Chota Imambara – the smaller Imambara, as the name literally translates to, was built in 1837, and is said to be the brainchild of Mohammed Ali Shah. The complex contains many tombs, said to be those of Mohammad Ali Shah and his family members. The main building of this Imambara is topped by a golden dome, which when illuminated during festivities, offers a fantastic view. This complex is also known by the name of Husainabad Imambara.
The Residency – the Residency is a group of British buildings that used to serve as the headquarters of the British Resident in the state of Oudh, or Awadh as the region around Lucknow was known back in early 19th century. The complex was attacked by the mutineers during the 1857 revolt, and taken over by the Indian soldiers. The Residency is situated at the centre of the city, in the Hazratgunj area.
Rumi Darwaza – this beautiful structure is also said to be part of the famine relief plans for which the bara imambara was commissioned. Built in 1783, this gigantic gate soars top 60 feet, and is one of the famous landmarks of the city. The gateway is located to the Northwest of the Bara Imambara.
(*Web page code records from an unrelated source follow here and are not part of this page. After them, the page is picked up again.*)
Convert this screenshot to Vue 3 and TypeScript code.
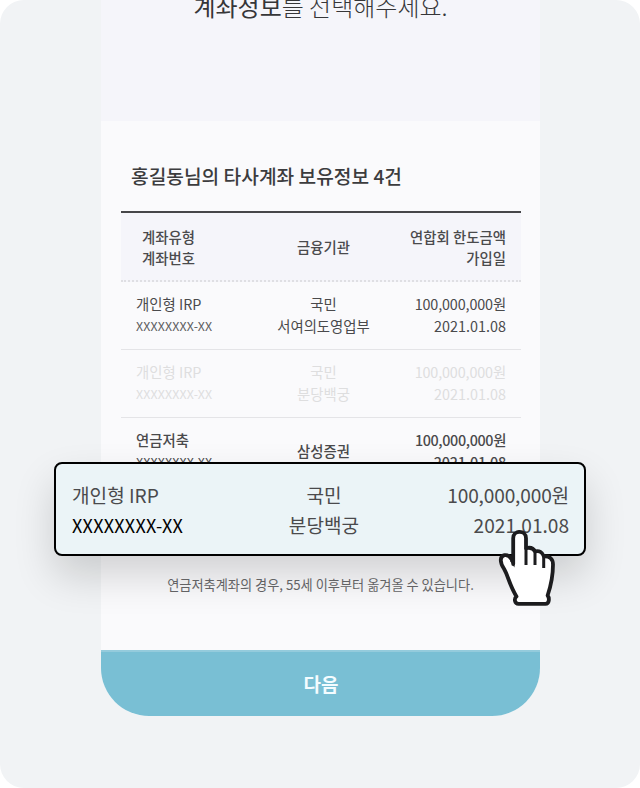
<script setup lang="ts">
interface Account {
  type: string
  number: string
  bank: string[]
  limit: string
  joined: string
  state: 'normal' | 'muted' | 'strong'
}

const accounts: Account[] = [
  { type: '개인형 IRP', number: 'XXXXXXXX-XX', bank: ['국민', '서여의도영업부'], limit: '100,000,000원', joined: '2021.01.08', state: 'normal' },
  { type: '개인형 IRP', number: 'XXXXXXXX-XX', bank: ['국민', '분당백궁'], limit: '100,000,000원', joined: '2021.01.08', state: 'muted' },
  { type: '연금저축', number: 'XXXXXXXX-XX', bank: ['삼성증권'], limit: '100,000,000원', joined: '2021.01.08', state: 'strong' },
]
</script>

<template>
  <main class="stage">
    <section class="phone">
      <header class="intro"><h1><b>계좌정보</b>를 선택해주세요.</h1></header>
      <div class="content">
        <h2>홍길동님의 타사계좌 보유정보 4건</h2>
        <div class="table">
          <div class="row head">
            <div class="cell left"><span>계좌유형</span><span>계좌번호</span></div>
            <div class="cell center"><span>금융기관</span></div>
            <div class="cell right"><span>연합회 한도금액</span><span>가입일</span></div>
          </div>
          <div v-for="(a, i) in accounts" :key="i" class="row" :class="a.state">
            <div class="cell left"><span>{{ a.type }}</span><span class="number">{{ a.number }}</span></div>
            <div class="cell center"><span v-for="b in a.bank" :key="b">{{ b }}</span></div>
            <div class="cell right"><span class="amount">{{ a.limit }}</span><span class="date">{{ a.joined }}</span></div>
          </div>
        </div>
      </div>
      <button class="next" type="button">다음</button>
    </section>

    <div class="picked">
      <div class="cell left"><span>개인형 IRP</span><span class="number">XXXXXXXX-XX</span></div>
      <div class="cell center"><span>국민</span><span>분당백궁</span></div>
      <div class="cell right"><span class="amount">100,000,000원</span><span>2021.01.08</span></div>
    </div>
    <p class="note">연금저축계좌의 경우, 55세 이후부터 옮겨올 수 있습니다.</p>

    <svg class="hand" viewBox="0 0 66 86" width="66" height="86">
      <path
        d="M19.2 40V14.3C19.2 5.8 32 5.8 32 14.3V24.2C36 23.2 39.5 24.3 41 27.4C45 26.3 48.5 28 49.8 32.3C55.5 31.8 59 35 59 40.5C59 51 57.5 60 53.6 71.5C55.6 74 55.4 79.8 51.5 79.8H24.5C20.5 79.8 19.8 74.5 22.5 72.5C16 62.5 14 51.5 10 44.8C5.5 38 5.8 32.4 10.5 31.2C14 30.5 17 33.5 19.2 38Z"
        fill="#fff" stroke="#1c1c1e" stroke-width="3.8" stroke-linejoin="round"
      />
      <path d="M32 24V41M41 27V41M49.7 31V44" fill="none" stroke="#1c1c1e" stroke-width="3" />
      <path d="M20.5 34V43.5L16 37Z" fill="#1c1c1e" />
    </svg>
  </main>
</template>

<style>
body {
  margin: 0;
  background: #fff;
}
</style>

<style scoped>
.stage {
  position: relative;
  display: flex;
  justify-content: center;
  box-sizing: border-box;
  width: 640px;
  height: 788px;
  padding-left: 1px;
  overflow: hidden;
  border-radius: 24px;
  background: #f1f3f5;
  color: #4a4a4c;
  font-family: "Noto Sans CJK KR", "Noto Sans", sans-serif;
}
.phone {
  display: flex;
  flex-direction: column;
  width: 439px;
  height: 716px;
  overflow: hidden;
  border-radius: 0 0 48px 48px;
  background: #fafafc;
}
.intro {
  box-sizing: border-box;
  flex: none;
  height: 121px;
  background: #f5f5fa;
}
h1 {
  margin: -12px 0 0;
  text-align: center;
  font-size: 24px;
  font-weight: 300;
  line-height: 36px;
  color: #363638;
}
h1 b {
  font-weight: 400;
}
.content {
  flex: 1;
  min-height: 0;
  padding: 0 19px 0 20px;
}
h2 {
  margin: 40px 0 19px 10px;
  font-size: 19.2px;
  font-weight: 500;
  line-height: 31px;
  color: #3c3c3e;
}
.table {
  border-top: 2px solid #464649;
}
.row {
  display: grid;
  grid-template-columns: 130px 1fr 130px;
  box-sizing: border-box;
  height: 68px;
  padding: 0 15px 2px;
  border-bottom: 1px solid #e4e4e7;
  font-size: 14.4px;
  line-height: 22px;
}
.head {
  height: 69px;
  padding-bottom: 0;
  border-bottom: 2px dotted #dfdfe3;
  background: #f5f5fa;
  font-weight: 500;
  line-height: 21px;
}
.head .left {
  padding-left: 6px;
}
.cell {
  display: flex;
  flex-direction: column;
  justify-content: center;
  white-space: nowrap;
}
.center {
  align-items: center;
}
.row .center {
  padding-left: 5px;
}
.right {
  align-items: flex-end;
}
.number {
  font-size: 12.4px;
  font-weight: 400;
  letter-spacing: 0.15px;
}
.normal .number {
  color: #5c5c5e;
}
.amount {
  letter-spacing: -0.15px;
}
.muted {
  color: #dededf;
}
.strong {
  font-weight: 500;
}
.strong .amount {
  letter-spacing: -0.38px;
}
.strong .date {
  letter-spacing: -0.2px;
}
.next {
  flex: none;
  height: 66px;
  padding: 0 0 2px 1px;
  border: 0;
  border-top: 2px solid #94cbdc;
  background: #79bfd4;
  color: #f4fcff;
  font: 700 19px "Noto Sans CJK KR", sans-serif;
}
.picked {
  position: absolute;
  top: 462px;
  left: 54px;
  display: grid;
  grid-template-columns: 160px 1fr 160px;
  box-sizing: border-box;
  width: 532px;
  height: 94px;
  padding: 2px 15px 0 16px;
  border: 2px solid #000;
  border-radius: 8px;
  background: #ebf4f7;
  box-shadow: 0 20px 40px rgba(0, 0, 0, 0.16);
  font-size: 19.1px;
  line-height: 30px;
}
.picked .center {
  padding-left: 7px;
}
.picked .number {
  font-size: 18px;
  letter-spacing: 0.25px;
  color: #000;
}
.note {
  position: absolute;
  top: 575px;
  left: 0;
  width: 641px;
  margin: 0;
  text-align: center;
  font-size: 13.2px;
  line-height: 20px;
  color: #626264;
}
.hand {
  position: absolute;
  top: 524px;
  left: 494px;
}
</style>
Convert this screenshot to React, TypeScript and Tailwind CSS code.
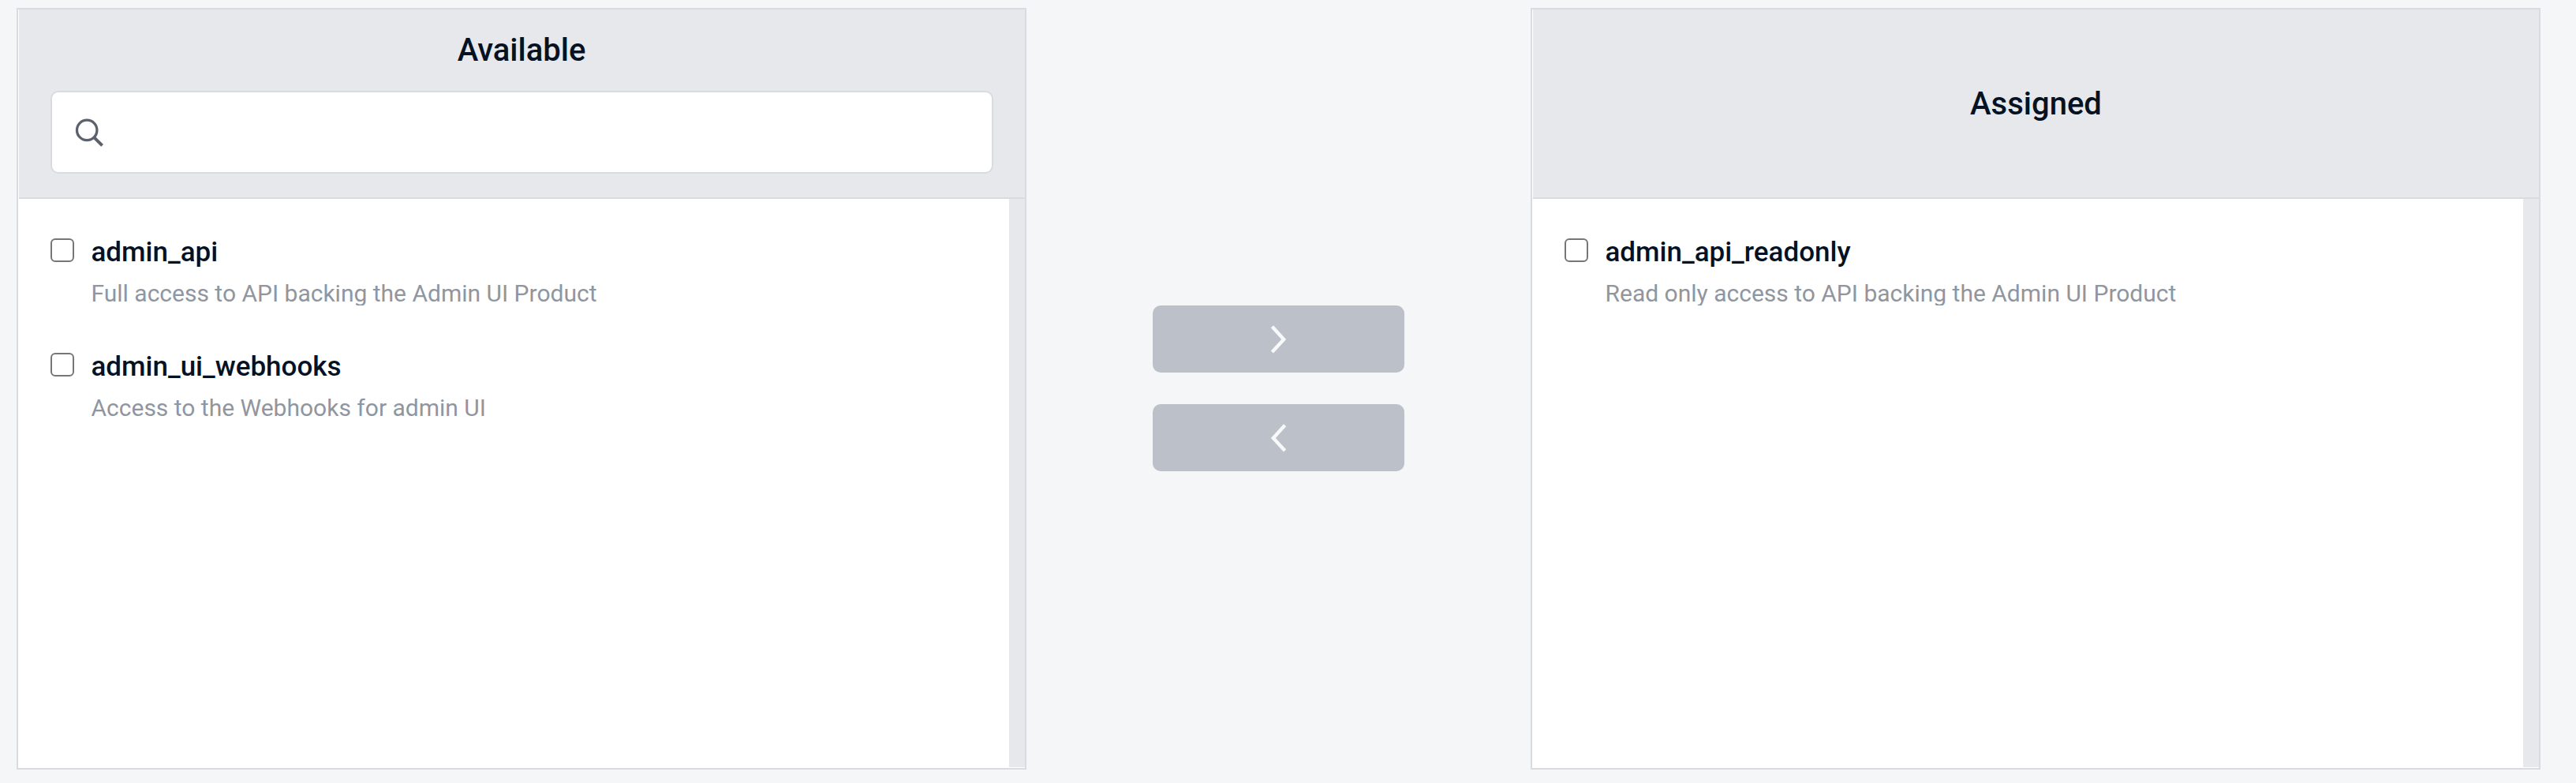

Sikandar Bagh – this garden was laid in 1800 by Nawab Saadat Ali Khan and was later used by the last Nawab of Oudh, Wajid Ali Shah. The name is derived from his favorite queen, Sikandara Mahal Begum. The garden, with a small pavilion in the middle, served as the venue for cultural events and dance performances. During the 1857 revolt, the mutineers took refuge here, and about 2000 of them were reportedly slaughtered by the British. Some other tourist spots make up the overall tourism in Lucknow and should be visited as part of the Lucknow tours.
The other places to visit in the city include Chattar manzil,Qaiser bagh palace, La Martiniere College, State Museum and Aurangzeb’s mosque.